The IRA will change the time affecting patents, generic drugs, and Medicare pricing from 13 to nine years, slashing the time to get a return on investments in developing new medicines, said Steve Potts, PhD, MBA, chair of the drug development council of the International Cancer Advocacy Network. Potts discussed how investors are shying away from small molecule drugs that take time and money to research, but that can be incredibly helpful for patients with cancer and other diseases.
“The trend is already clear. The cancer of the IRA nine vs 13 small molecule penalty will continue to metastasize, eliminating previously promising drug programs in cancer, neuroscience, orphan diseases, and many other areas,” Potts said. “I can’t imagine that there is anyone in this room who deliberately designed IRA to have this kind of crushing effect on small molecule drug development, but this is the reality. I wish it didn't take as much money as it does to develop a new drug, but that is also a reality.”
Just a few rare diseases are well known to the wider public, but en masse, they affect almost 30 million Americans, a public health crisis, said John F. Crowley, executive chairman of Amicus Therapeutics. His journey into health care began when his daughter and son were diagnosed with Pompe disease, a neuromuscular disorder.
The nation is at the dawn of a new golden age of genetic medicine. Yet the IRA is punishing small biotech companies developing treatments for rare diseases, Crowley said.
He cited the 1983 Orphan Drug Act that gives tax credits for companies developing those treatments, known as “orphan drugs.” Those medicines are exempt from IRA price caps if they treat a single rare disease, but not if they treat multiple rare conditions.
“That’s a big problem,” Crowley said, because it suppresses “follow-on” research to see if a new drug will treat multiple conditions.
“In short, the IRA’s negative treatment of orphan products is a direct contradiction of the positive, and life-changing, work done by Congress in passing the Orphan Drug Act itself many years ago,” Crowley said.
There are plenty of ethical and economic arguments against drug companies delaying the marketing of new medicines, said Aaron S. Kesselheim, MD, JD, MPH, a professor of medicine at Harvard Medical School.

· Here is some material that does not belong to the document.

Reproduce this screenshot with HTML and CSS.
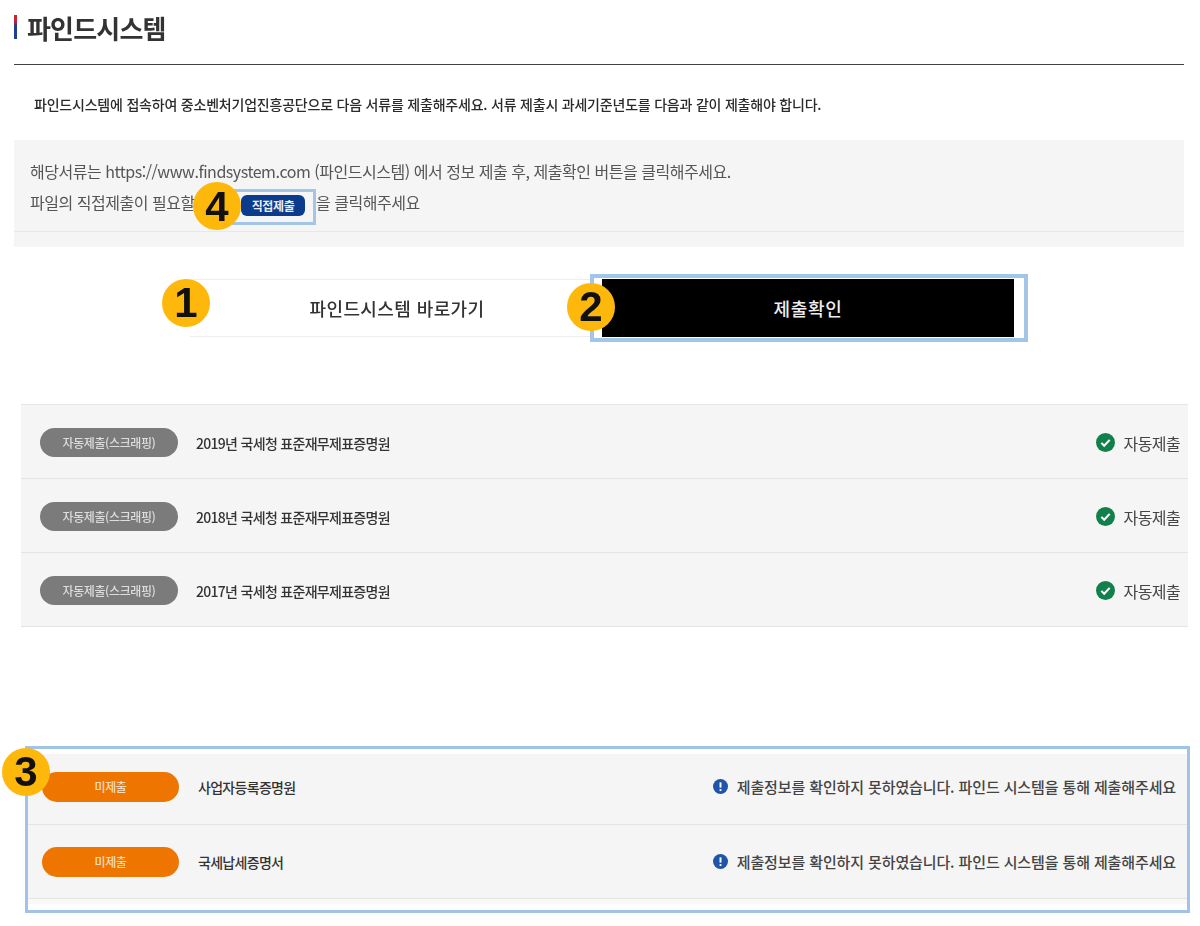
FILE: index.html
```html
<!DOCTYPE html>
<html lang="ko">
<head>
<meta charset="utf-8">
<title>파인드시스템</title>
<link rel="stylesheet" href="styles.css">
</head>
<body>
<main class="page">
  <header class="head">
    <h1 class="title">파인드시스템</h1>
  </header>
  <p class="intro">파인드시스템에 접속하여 중소벤처기업진흥공단으로 다음 서류를 제출해주세요. 서류 제출시 과세기준년도를 다음과 같이 제출해야 합니다.</p>
  <section class="notice">
    <div class="notice-body">
      <p class="notice-line">해당서류는 https://www.findsystem.com (파인드시스템) 에서 정보 제출 후, 제출확인 버튼을 클릭해주세요.</p>
      <p class="notice-line"><span class="lead">파일의 직접제출이 필요할</span><span class="frame-small"><span class="direct">직접제출</span><span class="step step-4">4</span></span><span>을 클릭해주세요</span></p>
    </div>
  </section>
  <section class="actions">
    <a class="go">파인드시스템 바로가기<span class="step step-1">1</span></a>
    <div class="frame-submit">
      <a class="submit">제출확인</a>
      <span class="step step-2">2</span>
    </div>
  </section>
  <section class="list">
    <div class="row">
      <span class="pill pill-gray">자동제출(스크래핑)</span>
      <span class="doc">2019년 국세청 표준재무제표증명원</span>
      <span class="status">
        <svg class="ic" viewBox="0 0 20 20"><circle cx="10" cy="10" r="10" fill="#12804a"/><path d="M5.6 10.4l3 3 5.8-6.2" fill="none" stroke="#fff" stroke-width="2.2"/></svg>
        <span class="auto">자동제출</span>
      </span>
    </div>
    <div class="row">
      <span class="pill pill-gray">자동제출(스크래핑)</span>
      <span class="doc">2018년 국세청 표준재무제표증명원</span>
      <span class="status">
        <svg class="ic" viewBox="0 0 20 20"><circle cx="10" cy="10" r="10" fill="#12804a"/><path d="M5.6 10.4l3 3 5.8-6.2" fill="none" stroke="#fff" stroke-width="2.2"/></svg>
        <span class="auto">자동제출</span>
      </span>
    </div>
    <div class="row">
      <span class="pill pill-gray">자동제출(스크래핑)</span>
      <span class="doc">2017년 국세청 표준재무제표증명원</span>
      <span class="status">
        <svg class="ic" viewBox="0 0 20 20"><circle cx="10" cy="10" r="10" fill="#12804a"/><path d="M5.6 10.4l3 3 5.8-6.2" fill="none" stroke="#fff" stroke-width="2.2"/></svg>
        <span class="auto">자동제출</span>
      </span>
    </div>
  </section>
  <section class="missing">
    <span class="step step-3">3</span>
    <div class="row row-missing row-first">
      <span class="pill pill-orange">미제출</span>
      <span class="doc">사업자등록증명원</span>
      <span class="status">
        <svg class="ic-info" viewBox="0 0 20 20"><circle cx="10" cy="10" r="10" fill="#1f55a8"/><path d="M10 4.5v7" stroke="#fff" stroke-width="2.6"/><circle cx="10" cy="14.8" r="1.5" fill="#fff"/></svg>
        <span class="warn">제출정보를 확인하지 못하였습니다. 파인드 시스템을 통해 제출해주세요</span>
      </span>
    </div>
    <div class="row row-missing">
      <span class="pill pill-orange">미제출</span>
      <span class="doc">국세납세증명서</span>
      <span class="status">
        <svg class="ic-info" viewBox="0 0 20 20"><circle cx="10" cy="10" r="10" fill="#1f55a8"/><path d="M10 4.5v7" stroke="#fff" stroke-width="2.6"/><circle cx="10" cy="14.8" r="1.5" fill="#fff"/></svg>
        <span class="warn">제출정보를 확인하지 못하였습니다. 파인드 시스템을 통해 제출해주세요</span>
      </span>
    </div>
    <div class="missing-end"></div>
  </section>
</main>
</body>
</html>
```
FILE: styles.css
```css
* { box-sizing: border-box; }
html, body { margin: 0; padding: 0; background: #fff; }
body {
  width: 1200px;
  height: 926px;
  overflow: hidden;
  font-family: "Noto Sans CJK KR", "Noto Sans", sans-serif;
  color: #333;
}
p, h1 { margin: 0; }
.page { position: relative; filter: blur(0.45px); }

.head {
  height: 65px;
  margin: 0 16px 0 14px;
  border-bottom: 1px solid #444;
  padding-top: 15px;
}
.title {
  height: 24px;
  display: flex;
  align-items: center;
  gap: 10px;
  font-size: 26px;
  font-weight: 700;
  letter-spacing: -0.8px;
  color: #333;
}
.title::before {
  content: "";
  flex: none;
  width: 3px;
  height: 24px;
  background: linear-gradient(#c8243c 0 25%, #1c3f8f 45%);
}
.intro {
  height: 75px;
  padding: 28px 0 0 34px;
  font-size: 14px;
  line-height: 22px;
  font-weight: 500;
  letter-spacing: -0.21px;
  color: #2b2b2b;
  white-space: nowrap;
}

.notice {
  height: 107px;
  margin: 0 16px 0 14px;
  background: #f5f5f5;
}
.notice-body {
  height: 92px;
  padding: 16px 0 0 16px;
  border-bottom: 1px solid #e8e8e8;
}
.notice-line {
  height: 31px;
  line-height: 31px;
  font-size: 16px;
  letter-spacing: -0.47px;
  color: #555;
  white-space: nowrap;
  display: flex;
  align-items: center;
}
.lead { flex: none; width: 175px; }
.frame-small {
  position: relative;
  flex: none;
  width: 111px;
  height: 36px;
  margin-top: 9px;
  border: 3px solid #a3c5e8;
  background: #f5f5f5;
  display: flex;
  align-items: center;
  padding-left: 33px;
}
.direct {
  width: 64px;
  height: 21px;
  margin-top: -4px;
  border-radius: 6px;
  background: #0b3b8c;
  color: #e8eef8;
  font-size: 12px;
  font-weight: 700;
  letter-spacing: -0.4px;
  line-height: 21px;
  text-align: center;
}

.actions {
  display: flex;
  align-items: center;
  height: 68px;
  margin: 27px 0 0 190px;
}
.go {
  position: relative;
  width: 400px;
  height: 58px;
  border-top: 1px solid #eee;
  border-bottom: 1px solid #eee;
  display: flex;
  align-items: center;
  justify-content: center;
  font-size: 18px;
  font-weight: 500;
  letter-spacing: 0.4px;
  color: #333;
  padding-left: 14px;
}
.frame-submit {
  position: relative;
  width: 438px;
  height: 68px;
  border: 4px solid #a3c5e8;
  padding: 1px 10px 1px 8px;
}
.submit {
  height: 58px;
  background: #000;
  color: #eee;
  display: flex;
  align-items: center;
  justify-content: center;
  font-size: 18px;
  font-weight: 500;
  letter-spacing: 0.7px;
}

.list {
  margin: 62px 12px 0 21px;
  border-top: 1px solid #e6e6e6;
}
.row {
  height: 74px;
  display: flex;
  align-items: center;
  background: #f5f5f5;
  border-bottom: 1px solid #e4e4e4;
  padding: 2px 8px 0 19px;
  font-size: 13px;
}
.pill {
  flex: none;
  width: 138px;
  height: 29px;
  border-radius: 15px;
  display: flex;
  align-items: center;
  justify-content: center;
  font-size: 12px;
  font-weight: 500;
  letter-spacing: -0.4px;
  color: #ddd;
}
.pill-gray { background: #7b7b7b; }
.pill-orange { background: #ee7500; height: 30px; width: 137px; color: #f7dcc0; }
.doc {
  margin-left: 18px;
  font-size: 14px;
  letter-spacing: -0.7px;
  color: #333;
  font-weight: 500;
}
.status {
  margin-left: auto;
  display: flex;
  align-items: center;
  white-space: nowrap;
}
.ic { width: 19px; height: 19px; margin-right: 9px; }
.ic-info { width: 15px; height: 15px; margin-right: 9px; }
.auto { font-size: 16px; letter-spacing: -0.6px; color: #444; }
.warn { font-size: 15px; letter-spacing: -0.12px; color: #444; font-weight: 500; }

.missing {
  position: relative;
  margin: 119px 10px 0 25px;
  height: 167px;
  border: 3px solid #a0c3e7;
  padding-top: 5px;
}
.row-missing {
  height: 74px;
  padding: 0 11px 0 14px;
}
.row-first {
  height: 71px;
  padding-bottom: 5px;
}
.row-missing .doc { margin-left: 19px; letter-spacing: -0.7px; }
.missing-end { height: 5px; background: #f8f8f8; }

.step {
  position: absolute;
  width: 48px;
  height: 48px;
  border-radius: 50%;
  background: #fdb80b;
  color: #111;
  display: flex;
  align-items: center;
  justify-content: center;
  font-family: "Liberation Sans", Arial, sans-serif;
  font-size: 42px;
  font-weight: 700;
  letter-spacing: 0;
  z-index: 2;
}
.step-1 { left: -28px; top: -1px; }
.step-2 { left: -27px; top: 5px; }
.step-3 { left: -26px; top: -1px; }
.step-4 { left: -15px; top: -10px; }
```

Prescription drug spending has increased from $427 billion in 2015 to $634 billion in 2022, with brand-name drugs accounting for about 10% of prescriptions but 80% of spending, he said.
“These high prices are not indicators of the workings of the free market or a mechanism for innovation to reach patients, but of a system that allows manufacturers to freely set and raise prices while preventing effective competition – an arrangement nearly unprecedented in the world of government purchasing for nearly everything else,” Kesselheim said.
It is true that it takes time and money to create and test new medicines. Then manufacturers get long periods of market exclusivity, and then use numerous additional patents on formulations, methods of use, manufacturing process, and devices to block competition of generic versions for years, Kesselheim said.